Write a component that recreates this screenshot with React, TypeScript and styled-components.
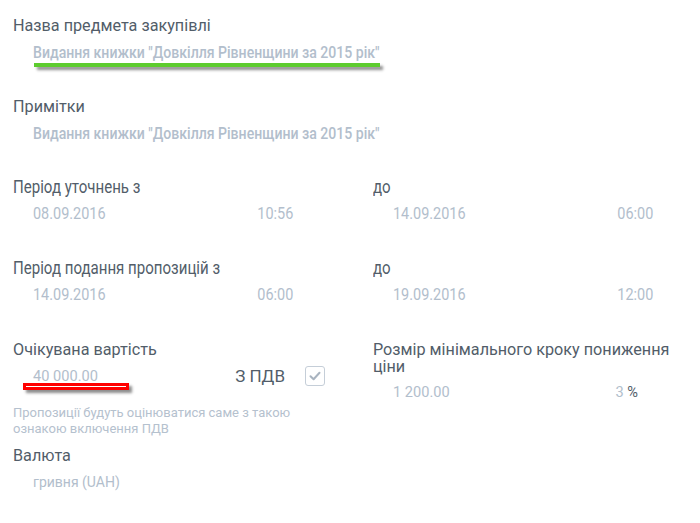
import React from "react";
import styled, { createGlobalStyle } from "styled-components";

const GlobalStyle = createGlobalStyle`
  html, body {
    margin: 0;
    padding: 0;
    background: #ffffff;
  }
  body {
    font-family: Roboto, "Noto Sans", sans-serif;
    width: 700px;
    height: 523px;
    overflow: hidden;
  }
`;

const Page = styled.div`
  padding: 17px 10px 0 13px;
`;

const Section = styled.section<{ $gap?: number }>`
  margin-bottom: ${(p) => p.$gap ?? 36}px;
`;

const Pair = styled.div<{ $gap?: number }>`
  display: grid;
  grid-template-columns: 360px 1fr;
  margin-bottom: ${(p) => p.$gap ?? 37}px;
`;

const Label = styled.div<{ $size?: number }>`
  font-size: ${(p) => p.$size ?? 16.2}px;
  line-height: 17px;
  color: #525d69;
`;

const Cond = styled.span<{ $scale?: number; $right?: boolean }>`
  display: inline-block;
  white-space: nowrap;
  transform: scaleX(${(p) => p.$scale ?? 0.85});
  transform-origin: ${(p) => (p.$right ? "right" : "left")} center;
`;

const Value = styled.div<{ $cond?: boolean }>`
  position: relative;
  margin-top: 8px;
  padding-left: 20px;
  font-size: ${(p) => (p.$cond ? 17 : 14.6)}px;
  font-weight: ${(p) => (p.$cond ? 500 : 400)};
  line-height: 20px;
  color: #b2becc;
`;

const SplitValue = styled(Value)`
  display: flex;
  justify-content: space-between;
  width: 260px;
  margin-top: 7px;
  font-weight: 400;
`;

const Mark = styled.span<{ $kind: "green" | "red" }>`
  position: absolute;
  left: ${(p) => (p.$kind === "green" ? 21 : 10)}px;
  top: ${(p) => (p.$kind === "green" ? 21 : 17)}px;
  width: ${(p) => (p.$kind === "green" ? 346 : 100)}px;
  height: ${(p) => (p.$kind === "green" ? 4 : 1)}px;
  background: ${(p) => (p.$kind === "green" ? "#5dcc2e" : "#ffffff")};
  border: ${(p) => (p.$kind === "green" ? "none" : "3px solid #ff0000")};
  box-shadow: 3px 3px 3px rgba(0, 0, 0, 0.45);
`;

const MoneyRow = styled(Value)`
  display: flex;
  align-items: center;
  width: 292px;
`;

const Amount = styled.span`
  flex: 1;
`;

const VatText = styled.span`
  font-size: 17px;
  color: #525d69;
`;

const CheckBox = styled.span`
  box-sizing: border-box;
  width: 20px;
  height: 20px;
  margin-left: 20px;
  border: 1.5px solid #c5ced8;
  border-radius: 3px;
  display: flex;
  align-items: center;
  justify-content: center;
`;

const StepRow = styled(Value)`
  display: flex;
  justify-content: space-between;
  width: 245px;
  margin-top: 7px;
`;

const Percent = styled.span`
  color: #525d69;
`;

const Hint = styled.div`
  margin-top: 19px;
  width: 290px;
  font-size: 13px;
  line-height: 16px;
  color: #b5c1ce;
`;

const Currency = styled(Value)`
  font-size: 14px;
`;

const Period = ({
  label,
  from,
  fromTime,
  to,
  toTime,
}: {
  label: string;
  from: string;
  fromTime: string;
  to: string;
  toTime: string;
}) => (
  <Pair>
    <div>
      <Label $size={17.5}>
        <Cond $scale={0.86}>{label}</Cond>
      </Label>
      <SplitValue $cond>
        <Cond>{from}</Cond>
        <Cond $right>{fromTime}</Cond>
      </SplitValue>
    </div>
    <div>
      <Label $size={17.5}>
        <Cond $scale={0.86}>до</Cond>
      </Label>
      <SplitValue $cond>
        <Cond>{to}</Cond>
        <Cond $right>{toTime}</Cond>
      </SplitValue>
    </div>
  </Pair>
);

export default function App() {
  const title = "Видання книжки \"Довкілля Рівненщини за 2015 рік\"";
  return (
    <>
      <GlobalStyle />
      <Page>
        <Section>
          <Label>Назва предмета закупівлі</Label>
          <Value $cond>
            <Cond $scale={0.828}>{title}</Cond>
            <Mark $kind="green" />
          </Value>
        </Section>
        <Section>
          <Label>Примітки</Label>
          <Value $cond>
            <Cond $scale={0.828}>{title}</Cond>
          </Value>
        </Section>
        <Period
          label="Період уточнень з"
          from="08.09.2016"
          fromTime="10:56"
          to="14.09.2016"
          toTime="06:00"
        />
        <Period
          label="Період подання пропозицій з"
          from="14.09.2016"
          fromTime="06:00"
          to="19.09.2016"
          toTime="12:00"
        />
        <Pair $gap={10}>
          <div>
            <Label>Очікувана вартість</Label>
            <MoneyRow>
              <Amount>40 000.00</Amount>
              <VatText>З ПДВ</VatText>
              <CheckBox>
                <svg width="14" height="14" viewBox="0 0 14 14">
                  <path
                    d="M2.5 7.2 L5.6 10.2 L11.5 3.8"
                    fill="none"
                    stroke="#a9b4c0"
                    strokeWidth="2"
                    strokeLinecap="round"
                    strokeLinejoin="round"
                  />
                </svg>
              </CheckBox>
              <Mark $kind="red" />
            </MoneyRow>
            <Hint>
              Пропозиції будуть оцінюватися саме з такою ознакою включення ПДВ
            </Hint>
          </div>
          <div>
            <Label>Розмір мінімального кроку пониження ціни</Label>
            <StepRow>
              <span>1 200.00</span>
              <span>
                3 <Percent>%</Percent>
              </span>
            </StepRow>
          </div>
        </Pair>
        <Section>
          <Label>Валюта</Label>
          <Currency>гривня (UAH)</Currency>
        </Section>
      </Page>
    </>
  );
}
---+---
Print each line of the material above exactly, with the pictures removed from your copy.

Write a component that recreates this screenshot with React, TypeScript and styled-components.
import React from "react";
import styled, { createGlobalStyle } from "styled-components";

const GlobalStyle = createGlobalStyle`
  html, body {
    margin: 0;
    padding: 0;
    background: #ffffff;
  }
  body {
    font-family: Roboto, "Noto Sans", sans-serif;
    width: 700px;
    height: 523px;
    overflow: hidden;
  }
`;

const Page = styled.div`
  padding: 17px 10px 0 13px;
`;

const Section = styled.section<{ $gap?: number }>`
  margin-bottom: ${(p) => p.$gap ?? 36}px;
`;

const Pair = styled.div<{ $gap?: number }>`
  display: grid;
  grid-template-columns: 360px 1fr;
  margin-bottom: ${(p) => p.$gap ?? 37}px;
`;

const Label = styled.div<{ $size?: number }>`
  font-size: ${(p) => p.$size ?? 16.2}px;
  line-height: 17px;
  color: #525d69;
`;

const Cond = styled.span<{ $scale?: number; $right?: boolean }>`
  display: inline-block;
  white-space: nowrap;
  transform: scaleX(${(p) => p.$scale ?? 0.85});
  transform-origin: ${(p) => (p.$right ? "right" : "left")} center;
`;

const Value = styled.div<{ $cond?: boolean }>`
  position: relative;
  margin-top: 8px;
  padding-left: 20px;
  font-size: ${(p) => (p.$cond ? 17 : 14.6)}px;
  font-weight: ${(p) => (p.$cond ? 500 : 400)};
  line-height: 20px;
  color: #b2becc;
`;

const SplitValue = styled(Value)`
  display: flex;
  justify-content: space-between;
  width: 260px;
  margin-top: 7px;
  font-weight: 400;
`;

const Mark = styled.span<{ $kind: "green" | "red" }>`
  position: absolute;
  left: ${(p) => (p.$kind === "green" ? 21 : 10)}px;
  top: ${(p) => (p.$kind === "green" ? 21 : 17)}px;
  width: ${(p) => (p.$kind === "green" ? 346 : 100)}px;
  height: ${(p) => (p.$kind === "green" ? 4 : 1)}px;
  background: ${(p) => (p.$kind === "green" ? "#5dcc2e" : "#ffffff")};
  border: ${(p) => (p.$kind === "green" ? "none" : "3px solid #ff0000")};
  box-shadow: 3px 3px 3px rgba(0, 0, 0, 0.45);
`;

const MoneyRow = styled(Value)`
  display: flex;
  align-items: center;
  width: 292px;
`;

const Amount = styled.span`
  flex: 1;
`;

const VatText = styled.span`
  font-size: 17px;
  color: #525d69;
`;

const CheckBox = styled.span`
  box-sizing: border-box;
  width: 20px;
  height: 20px;
  margin-left: 20px;
  border: 1.5px solid #c5ced8;
  border-radius: 3px;
  display: flex;
  align-items: center;
  justify-content: center;
`;

const StepRow = styled(Value)`
  display: flex;
  justify-content: space-between;
  width: 245px;
  margin-top: 7px;
`;

const Percent = styled.span`
  color: #525d69;
`;

const Hint = styled.div`
  margin-top: 19px;
  width: 290px;
  font-size: 13px;
  line-height: 16px;
  color: #b5c1ce;
`;

const Currency = styled(Value)`
  font-size: 14px;
`;

const Period = ({
  label,
  from,
  fromTime,
  to,
  toTime,
}: {
  label: string;
  from: string;
  fromTime: string;
  to: string;
  toTime: string;
}) => (
  <Pair>
    <div>
      <Label $size={17.5}>
        <Cond $scale={0.86}>{label}</Cond>
      </Label>
      <SplitValue $cond>
        <Cond>{from}</Cond>
        <Cond $right>{fromTime}</Cond>
      </SplitValue>
    </div>
    <div>
      <Label $size={17.5}>
        <Cond $scale={0.86}>до</Cond>
      </Label>
      <SplitValue $cond>
        <Cond>{to}</Cond>
        <Cond $right>{toTime}</Cond>
      </SplitValue>
    </div>
  </Pair>
);

export default function App() {
  const title = "Видання книжки \"Довкілля Рівненщини за 2015 рік\"";
  return (
    <>
      <GlobalStyle />
      <Page>
        <Section>
          <Label>Назва предмета закупівлі</Label>
          <Value $cond>
            <Cond $scale={0.828}>{title}</Cond>
            <Mark $kind="green" />
          </Value>
        </Section>
        <Section>
          <Label>Примітки</Label>
          <Value $cond>
            <Cond $scale={0.828}>{title}</Cond>
          </Value>
        </Section>
        <Period
          label="Період уточнень з"
          from="08.09.2016"
          fromTime="10:56"
          to="14.09.2016"
          toTime="06:00"
        />
        <Period
          label="Період подання пропозицій з"
          from="14.09.2016"
          fromTime="06:00"
          to="19.09.2016"
          toTime="12:00"
        />
        <Pair $gap={10}>
          <div>
            <Label>Очікувана вартість</Label>
            <MoneyRow>
              <Amount>40 000.00</Amount>
              <VatText>З ПДВ</VatText>
              <CheckBox>
                <svg width="14" height="14" viewBox="0 0 14 14">
                  <path
                    d="M2.5 7.2 L5.6 10.2 L11.5 3.8"
                    fill="none"
                    stroke="#a9b4c0"
                    strokeWidth="2"
                    strokeLinecap="round"
                    strokeLinejoin="round"
                  />
                </svg>
              </CheckBox>
              <Mark $kind="red" />
            </MoneyRow>
            <Hint>
              Пропозиції будуть оцінюватися саме з такою ознакою включення ПДВ
            </Hint>
          </div>
          <div>
            <Label>Розмір мінімального кроку пониження ціни</Label>
            <StepRow>
              <span>1 200.00</span>
              <span>
                3 <Percent>%</Percent>
              </span>
            </StepRow>
          </div>
        </Pair>
        <Section>
          <Label>Валюта</Label>
          <Currency>гривня (UAH)</Currency>
        </Section>
      </Page>
    </>
  );
}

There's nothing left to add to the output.